* _Task to carry out_:
Your task is to give the listing below back word for word, pictures excluded.

─── Data excerpt ───

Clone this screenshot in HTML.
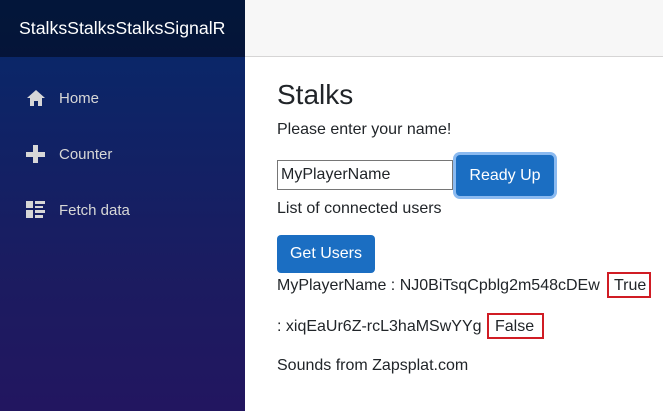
<!DOCTYPE html>
<html><head><style>
*{box-sizing:border-box;margin:0;padding:0}
body{width:663px;height:411px;overflow:hidden;font-family:"Liberation Sans",sans-serif;background:#fff;position:relative;color:#212529}
.side{position:absolute;left:0;top:0;width:245px;height:411px;background:linear-gradient(180deg,#06296a 0%,#1c1b60 70%,#221660 100%)}
.brand{height:57px;background:rgba(0,0,0,0.45);color:#fff;font-size:17.7px;padding-left:19px;line-height:57px}
.nav{position:absolute;left:26px;color:#d7d7d7;font-size:15px;display:flex;align-items:center}
.nav svg{margin-right:13px}
.top{position:absolute;left:245px;top:0;right:0;height:57px;background:#f7f7f7;border-bottom:1px solid #d6d5d5}
.a{position:absolute;font-size:16px;white-space:nowrap}
.btn{position:absolute;background:#1b6ec2;color:#fff;border-radius:4px;font-size:16px;text-align:center}
.box{position:absolute;border:2px solid #d01c24}
</style></head><body>
<div class="side">
<div class="brand">StalksStalksStalksSignalR</div>
<div class="nav" style="top:89px"><svg width="20" height="18" viewBox="0 0 20 18"><path d="M10 1L1 9h3v8h4v-5h4v5h4V9h3z" fill="#d7d7d7"/></svg>Home</div>
<div class="nav" style="top:145px"><svg width="20" height="18" viewBox="0 0 20 18"><path d="M7 0h5v7h7v5h-7v6H7v-6H0V7h7z" fill="#d7d7d7"/></svg>Counter</div>
<div class="nav" style="top:201px"><svg width="20" height="18" viewBox="0 0 20 18"><path d="M0 0h7v7H0zM0 9h7v8H0zM9 0h10v3H9zM9 5h8v2H9zM9 9h10v3H9zM9 14h8v3H9z" fill="#d7d7d7"/></svg>Fetch data</div>
</div>
<div class="top"></div>
<div class="a" style="left:277px;top:79px;font-size:28px">Stalks</div>
<div class="a" style="left:277px;top:121px">Please enter your name!</div>
<div style="position:absolute;left:277px;top:160px;width:176px;height:30px;border:1px solid #767676;padding-left:3px;font-size:16px;line-height:28px">MyPlayerName</div>
<div class="btn" style="left:456px;top:155px;width:98px;height:41px;line-height:41px;box-shadow:0 0 0 3px #8bbaf0">Ready Up</div>
<div class="a" style="left:277px;top:200px">List of connected users</div>
<div class="btn" style="left:277px;top:235px;width:98px;height:38px;line-height:38px">Get Users</div>
<div class="a" style="left:277px;top:277px">MyPlayerName : NJ0BiTsqCpblg2m548cDEw</div>
<div class="box" style="left:607px;top:272px;width:44px;height:26px"></div>
<div class="a" style="left:614px;top:277px">True</div>
<div class="a" style="left:277px;top:318px">: xiqEaUr6Z-rcL3haMSwYYg</div>
<div class="box" style="left:487px;top:313px;width:57px;height:26px"></div>
<div class="a" style="left:495px;top:318px">False</div>
<div class="a" style="left:277px;top:357px">Sounds from Zapsplat.com</div>
</body></html>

───

* _Worked solution_:
Clone this screenshot in HTML.
<!DOCTYPE html>
<html><head><style>
*{box-sizing:border-box;margin:0;padding:0}
body{width:663px;height:411px;overflow:hidden;font-family:"Liberation Sans",sans-serif;background:#fff;position:relative;color:#212529}
.side{position:absolute;left:0;top:0;width:245px;height:411px;background:linear-gradient(180deg,#06296a 0%,#1c1b60 70%,#221660 100%)}
.brand{height:57px;background:rgba(0,0,0,0.45);color:#fff;font-size:17.7px;padding-left:19px;line-height:57px}
.nav{position:absolute;left:26px;color:#d7d7d7;font-size:15px;display:flex;align-items:center}
.nav svg{margin-right:13px}
.top{position:absolute;left:245px;top:0;right:0;height:57px;background:#f7f7f7;border-bottom:1px solid #d6d5d5}
.a{position:absolute;font-size:16px;white-space:nowrap}
.btn{position:absolute;background:#1b6ec2;color:#fff;border-radius:4px;font-size:16px;text-align:center}
.box{position:absolute;border:2px solid #d01c24}
</style></head><body>
<div class="side">
<div class="brand">StalksStalksStalksSignalR</div>
<div class="nav" style="top:89px"><svg width="20" height="18" viewBox="0 0 20 18"><path d="M10 1L1 9h3v8h4v-5h4v5h4V9h3z" fill="#d7d7d7"/></svg>Home</div>
<div class="nav" style="top:145px"><svg width="20" height="18" viewBox="0 0 20 18"><path d="M7 0h5v7h7v5h-7v6H7v-6H0V7h7z" fill="#d7d7d7"/></svg>Counter</div>
<div class="nav" style="top:201px"><svg width="20" height="18" viewBox="0 0 20 18"><path d="M0 0h7v7H0zM0 9h7v8H0zM9 0h10v3H9zM9 5h8v2H9zM9 9h10v3H9zM9 14h8v3H9z" fill="#d7d7d7"/></svg>Fetch data</div>
</div>
<div class="top"></div>
<div class="a" style="left:277px;top:79px;font-size:28px">Stalks</div>
<div class="a" style="left:277px;top:121px">Please enter your name!</div>
<div style="position:absolute;left:277px;top:160px;width:176px;height:30px;border:1px solid #767676;padding-left:3px;font-size:16px;line-height:28px">MyPlayerName</div>
<div class="btn" style="left:456px;top:155px;width:98px;height:41px;line-height:41px;box-shadow:0 0 0 3px #8bbaf0">Ready Up</div>
<div class="a" style="left:277px;top:200px">List of connected users</div>
<div class="btn" style="left:277px;top:235px;width:98px;height:38px;line-height:38px">Get Users</div>
<div class="a" style="left:277px;top:277px">MyPlayerName : NJ0BiTsqCpblg2m548cDEw</div>
<div class="box" style="left:607px;top:272px;width:44px;height:26px"></div>
<div class="a" style="left:614px;top:277px">True</div>
<div class="a" style="left:277px;top:318px">: xiqEaUr6Z-rcL3haMSwYYg</div>
<div class="box" style="left:487px;top:313px;width:57px;height:26px"></div>
<div class="a" style="left:495px;top:318px">False</div>
<div class="a" style="left:277px;top:357px">Sounds from Zapsplat.com</div>
</body></html>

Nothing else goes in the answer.